Metrics with Prometheus 🔦 #
Prometheus became the standard de facto for self-hosted monitoring in part thanks to its architecture. It’s a TSDB (Time Series Database) that will poll (aka scrape) standard metrics REST endpoints, provided by the tools to monitor. It’s the case of Traefik, as we have seen in part III. For tools that don’t support it natively, like databases, you’ll find many exporters that will do the job for you.
Prometheus install 💽 #
I’ll not use GlusterFS volume for storing Prometheus data, because :
- 1 prometheus instance needed on the master
- No critical data, it’s just metrics
- No need of backup, as it can be pretty huge
First go to the manager-01
node settings in Portainer inside Swarm Cluster overview, and apply a new label that indicates that this node is the host of Prometheus data.

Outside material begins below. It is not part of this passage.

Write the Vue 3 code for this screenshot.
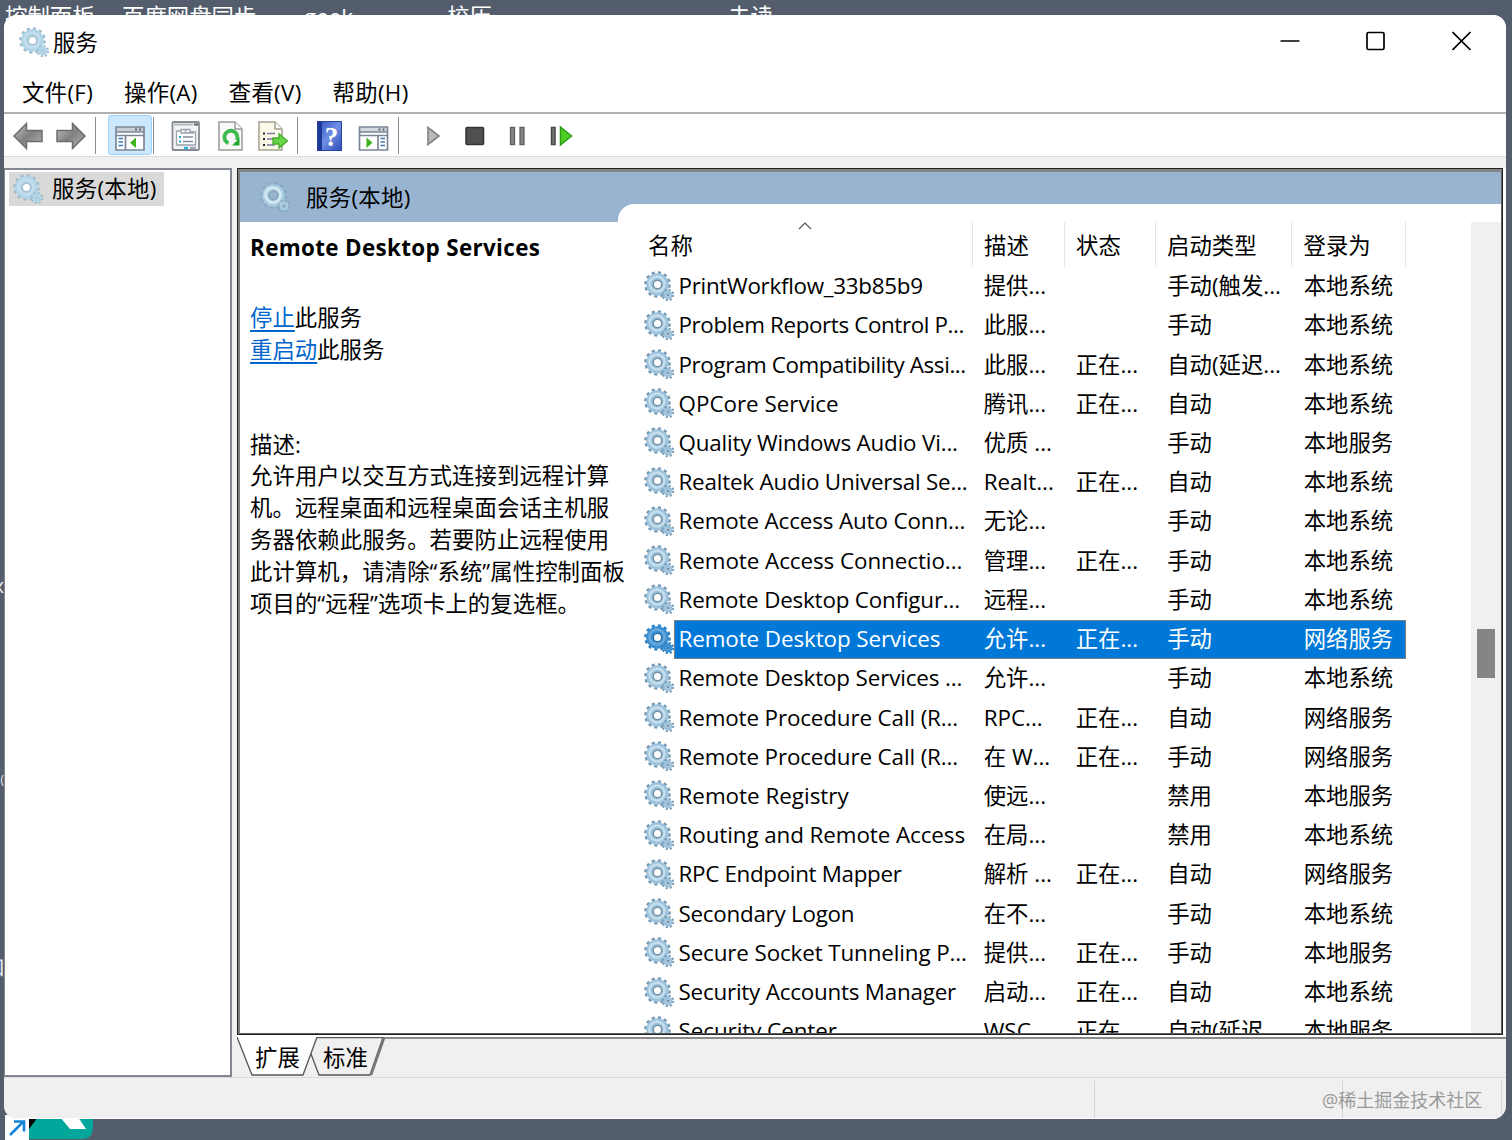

It’s equivalent of doing :
docker node update --label-add prometheus.data=true manager-01
Then create following config file :
global:
scrape_interval: 5s
scrape_configs:
- job_name: "prometheus"
static_configs:
- targets: ["localhost:9090"]
- job_name: "traefik"
static_configs:
- targets: ["traefik_traefik:8080"]
It consists on 2 scrapes job, use targets
in order to indicate to Prometheus the /metrics
endpoint locations. I configure 5s
as interval, that means Prometheus will scrape /metrics
endpoints every 5 seconds.
Finally create next stack in Portainer :
version: '3.8'
services:
prometheus:
image: prom/prometheus
networks:
- private
- traefik_public
command:
- --config.file=/etc/prometheus/prometheus.yml
- --storage.tsdb.retention.size=5GB
- --storage.tsdb.retention.time=15d
volumes:
- /etc/hosts:/etc/hosts
- /etc/prometheus/prometheus.yml:/etc/prometheus/prometheus.yml
- data:/prometheus
deploy:
placement:
constraints:
- node.labels.prometheus.data == true
labels:
- traefik.enable=true
- traefik.http.routers.prometheus.entrypoints=https
- traefik.http.routers.prometheus.middlewares=admin-ip,admin-auth
- traefik.http.services.prometheus.loadbalancer.server.port=9090
networks:
private:
traefik_public:
external: true
volumes:
data:
The private
network will serve us later for exporters. Next config are useful in order to control the DB usage, as metrics can go up very quickly :
argument | description |
---|---|
storage.tsdb.retention.size | The max DB size |
storage.tsdb.retention.time | The max data retention date |
Deploy it and https://prometheus.sw.dockerswarm.rocks
should be available after few seconds. Use same traefik credentials for login.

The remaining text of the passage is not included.